It's hard to argue with a badge. Just ask the state Legislature.
The Assembly Judiciary Committee approved a bill today that would give cops and firefighters a way around local ordinances that ban sidewalk panhandling. It seems that more and more cities are clamping down on aggressive beggars. Firefighters say that threatens their "fill-the-boot" campaigns — you know, those events where firefolk stand on sidewalks and urge motorists, usually stopped at traffic lights, to stuff their professional footwear with money for charity.
(Disclosure: Legal Pad barely avoided a nasty crash a couple years ago when the car in front of her slammed on the brakes in the middle of three lanes — speed limit 40 mph, nearby traffic light green — to toss a buck in a firefighter's boot. Good heart. Bad driver.)

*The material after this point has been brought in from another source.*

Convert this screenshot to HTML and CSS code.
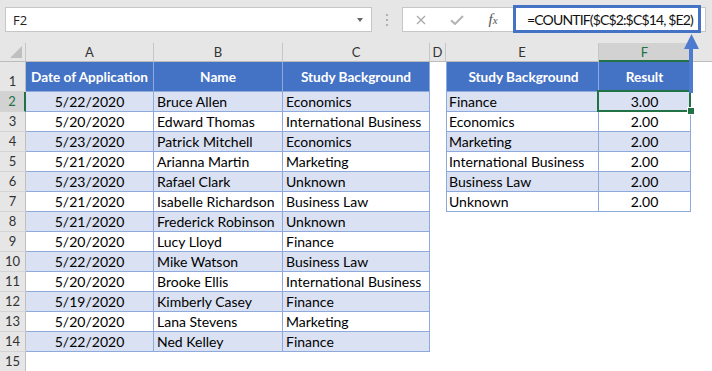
FILE: index.html
```html
<!DOCTYPE html>
<html>
<head>
<meta charset="utf-8">
<link rel="stylesheet" href="styles.css">
</head>
<body>
<div class="toolbar">
  <div class="namebox"><span>F2</span><span class="caret"></span></div>
  <div class="grip"><i></i><i></i><i></i></div>
  <div class="fbar">
    <span class="ico"><svg width="10" height="10" viewBox="0 0 10 10"><path d="M1 1L9 9M9 1L1 9" stroke="#a8a8a8" stroke-width="1.3" fill="none"/></svg></span>
    <span class="ico"><svg width="14" height="10" viewBox="0 0 14 10"><path d="M1 5.2L5 9L13 1" stroke="#b4b4b4" stroke-width="2" fill="none"/></svg></span>
    <span class="ico fx"><i>f<small>x</small></i></span>
    <div class="formula">=COUNTIF($C$2:$C$14, $E2)</div>
  </div>
</div>
<div class="sheet">
  <div class="row colhead">
    <div class="ch corner"><span class="tri"></span></div>
    <div class="ch">A</div><div class="ch">B</div><div class="ch">C</div><div class="ch">D</div><div class="ch">E</div><div class="ch selc">F</div><div class="ch last"></div>
  </div>
  <div class="row r1">
    <div class="rh">1</div>
    <div class="t h">Date of Application</div><div class="t h">Name</div><div class="t h">Study Background</div>
    <div class="c"></div>
    <div class="t h eL">Study Background</div><div class="t h">Result</div><div class="c"></div>
  </div>
  <div class="row">
    <div class="rh selr">2</div>
    <div class="t b ctr">5/22/2020</div><div class="t b">Bruce Allen</div><div class="t b">Economics</div>
    <div class="c"></div>
    <div class="t b eL">Finance</div><div class="t b ctr">3.00</div><div class="c"></div>
  </div>
  <div class="row">
    <div class="rh">3</div>
    <div class="t ctr">5/20/2020</div><div class="t">Edward Thomas</div><div class="t">International Business</div>
    <div class="c"></div>
    <div class="t eL">Economics</div><div class="t ctr">2.00</div><div class="c"></div>
  </div>
  <div class="row">
    <div class="rh">4</div>
    <div class="t b ctr">5/23/2020</div><div class="t b">Patrick Mitchell</div><div class="t b">Economics</div>
    <div class="c"></div>
    <div class="t b eL">Marketing</div><div class="t b ctr">2.00</div><div class="c"></div>
  </div>
  <div class="row">
    <div class="rh">5</div>
    <div class="t ctr">5/21/2020</div><div class="t">Arianna Martin</div><div class="t">Marketing</div>
    <div class="c"></div>
    <div class="t eL">International Business</div><div class="t ctr">2.00</div><div class="c"></div>
  </div>
  <div class="row">
    <div class="rh">6</div>
    <div class="t b ctr">5/23/2020</div><div class="t b">Rafael Clark</div><div class="t b">Unknown</div>
    <div class="c"></div>
    <div class="t b eL">Business Law</div><div class="t b ctr">2.00</div><div class="c"></div>
  </div>
  <div class="row">
    <div class="rh">7</div>
    <div class="t ctr">5/21/2020</div><div class="t">Isabelle Richardson</div><div class="t">Business Law</div>
    <div class="c"></div>
    <div class="t eL">Unknown</div><div class="t ctr">2.00</div><div class="c"></div>
  </div>
  <div class="row">
    <div class="rh">8</div>
    <div class="t b ctr">5/21/2020</div><div class="t b">Frederick Robinson</div><div class="t b">Unknown</div>
    <div class="c"></div><div class="c"></div><div class="c"></div><div class="c"></div>
  </div>
  <div class="row">
    <div class="rh">9</div>
    <div class="t ctr">5/20/2020</div><div class="t">Lucy Lloyd</div><div class="t">Finance</div>
    <div class="c"></div><div class="c"></div><div class="c"></div><div class="c"></div>
  </div>
  <div class="row">
    <div class="rh">10</div>
    <div class="t b ctr">5/22/2020</div><div class="t b">Mike Watson</div><div class="t b">Business Law</div>
    <div class="c"></div><div class="c"></div><div class="c"></div><div class="c"></div>
  </div>
  <div class="row">
    <div class="rh">11</div>
    <div class="t ctr">5/20/2020</div><div class="t">Brooke Ellis</div><div class="t">International Business</div>
    <div class="c"></div><div class="c"></div><div class="c"></div><div class="c"></div>
  </div>
  <div class="row">
    <div class="rh">12</div>
    <div class="t b ctr">5/19/2020</div><div class="t b">Kimberly Casey</div><div class="t b">Finance</div>
    <div class="c"></div><div class="c"></div><div class="c"></div><div class="c"></div>
  </div>
  <div class="row">
    <div class="rh">13</div>
    <div class="t ctr">5/20/2020</div><div class="t">Lana Stevens</div><div class="t">Marketing</div>
    <div class="c"></div><div class="c"></div><div class="c"></div><div class="c"></div>
  </div>
  <div class="row">
    <div class="rh">14</div>
    <div class="t b ctr">5/22/2020</div><div class="t b">Ned Kelley</div><div class="t b">Finance</div>
    <div class="c"></div><div class="c"></div><div class="c"></div><div class="c"></div>
  </div>
  <div class="row">
    <div class="rh">15</div>
    <div class="c"></div><div class="c"></div><div class="c"></div><div class="c"></div><div class="c"></div><div class="c"></div><div class="c"></div>
  </div>
  <div class="selection"></div>
  <div class="handle"></div>
  <svg class="arrow" width="20" height="62" viewBox="0 0 20 62"><rect x="7" y="14" width="4" height="46" fill="#4d7bd0"/><polygon points="9.5,1 2,16 17,16" fill="#4d7bd0"/></svg>
</div>
</body>
</html>
```
FILE: styles.css
```css
html, body {
  margin: 0;
  padding: 0;
  background: #fff;
}
body {
  width: 712px;
  height: 371px;
  overflow: hidden;
  font-family: Lato, "Open Sans", sans-serif;
  color: #000;
}
.toolbar {
  height: 43px;
  box-sizing: border-box;
  background: #e6e6e6;
  display: flex;
  align-items: flex-start;
  padding: 7px 0 0 5px;
}
.namebox {
  width: 367px;
  height: 25px;
  box-sizing: border-box;
  border: 1px solid #c6c6c6;
  background: #fff;
  display: flex;
  align-items: center;
  justify-content: space-between;
  padding: 0 8px 0 7px;
  font: 13px "Open Sans", sans-serif;
  color: #222;
}
.caret {
  width: 0;
  height: 0;
  border-left: 3.5px solid transparent;
  border-right: 3.5px solid transparent;
  border-top: 4px solid #666;
}
.grip {
  width: 30px;
  display: flex;
  flex-direction: column;
  align-items: center;
  gap: 3px;
  padding-top: 7px;
}
.grip i {
  width: 2px;
  height: 2px;
  background: #b0b0b0;
}
.fbar {
  width: 304px;
  height: 25px;
  box-sizing: border-box;
  border: 1px solid #c6c6c6;
  background: #fff;
  display: flex;
  align-items: center;
}
.ico {
  width: 36px;
  display: flex;
  justify-content: center;
  align-items: center;
}
.fx i {
  font: italic 15px "Liberation Serif", serif;
  color: #555;
}
.fx small {
  font-size: 11px;
}
.formula {
  align-self: flex-start;
  margin: -3px 0 0 2px;
  width: 188px;
  height: 28px;
  box-sizing: border-box;
  border: 3px solid #4472c4;
  background: #fff;
  padding-left: 11px;
  display: flex;
  align-items: center;
  white-space: nowrap;
  overflow: hidden;
  font: 14px Lato, sans-serif;
  letter-spacing: -0.85px;
  color: #111;
}
.sheet {
  position: relative;
}
.row {
  display: grid;
  grid-template-columns: 26px 128px 129px 147px 16px 153px 92px 1fr;
  height: 20px;
}
.row > div {
  box-sizing: border-box;
  display: flex;
  align-items: center;
  white-space: nowrap;
  overflow: hidden;
}
.colhead {
  height: 19px;
  background: #e6e6e6;
}
.ch {
  justify-content: center;
  border-right: 1px solid #c6c6c6;
  border-bottom: 1px solid #bcbcbc;
  font-size: 13px;
  color: #333;
}
.ch.last {
  border-right: 0;
}
.ch.selc {
  background: #d2d2d2;
  color: #217346;
  border-bottom: 2px solid #217346;
}
.corner {
  align-items: flex-end !important;
  justify-content: flex-end !important;
  padding: 0 3px 3px 0;
}
.tri {
  width: 0;
  height: 0;
  border-left: 12px solid transparent;
  border-bottom: 12px solid #bfbfbf;
}
.r1 {
  height: 30px;
}
.rh {
  background: #e6e6e6;
  border-right: 1px solid #bfbfbf;
  border-bottom: 1px solid #d4d4d4;
  justify-content: center;
  align-items: flex-end !important;
  line-height: 19px;
  font-size: 13px;
  color: #333;
}
.rh.selr {
  background: #d2d2d2;
  color: #217346;
  border-right: 2px solid #217346;
}
.t {
  border-right: 1px solid #8ea9db;
  border-bottom: 1px solid #8ea9db;
  padding-left: 3px;
  font-size: 14px;
}
.t.eL {
  border-left: 1px solid #8ea9db;
  padding-left: 2px;
}
.h {
  background: #4472c4;
  color: #fff;
  font-weight: 700;
  font-size: 13.6px;
  justify-content: center;
  padding-left: 0;
}
.b {
  background: #d9e1f2;
}
.ctr {
  justify-content: center;
  padding-left: 0;
}
.selection {
  position: absolute;
  left: 597px;
  top: 47px;
  width: 94px;
  height: 22px;
  box-sizing: border-box;
  border: 2px solid #217346;
}
.handle {
  position: absolute;
  left: 688px;
  top: 65px;
  width: 6px;
  height: 6px;
  background: #217346;
  box-shadow: 0 0 0 1px #fff;
}
.arrow {
  position: absolute;
  left: 682px;
  top: -10px;
}
```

SB 582 says cities "shall approve" with only "reasonable conditions" sidewalk-solicitation applications from law enforcement professionals who provide proof of liability insurance.
A special privilege for firefighters? "This is going to be constitutionally challenged," said Assemblyman Anthony Adams, R-Claremont. Hardly, bill backers say. City leaders can allow anyone to solicit on sidewalks, if they want; they just can't say no to properly permitted law enforcement groups. And courts have generally held that a street is not a public forum, according to a bill analysis so there's no First Amendment issue. Adams pointed out that streets are often used for parades espousing all sorts of causes and views, but the bill passed easily despite his opposition.
It's hard for lawmakers to say no to law enforcement, especially when they're championing a group that raises millions of dollars for charity. Did we mention that the California Professional Firefighters gave more than $1.4 million to candidates, parties, campaigns and other political causes last year?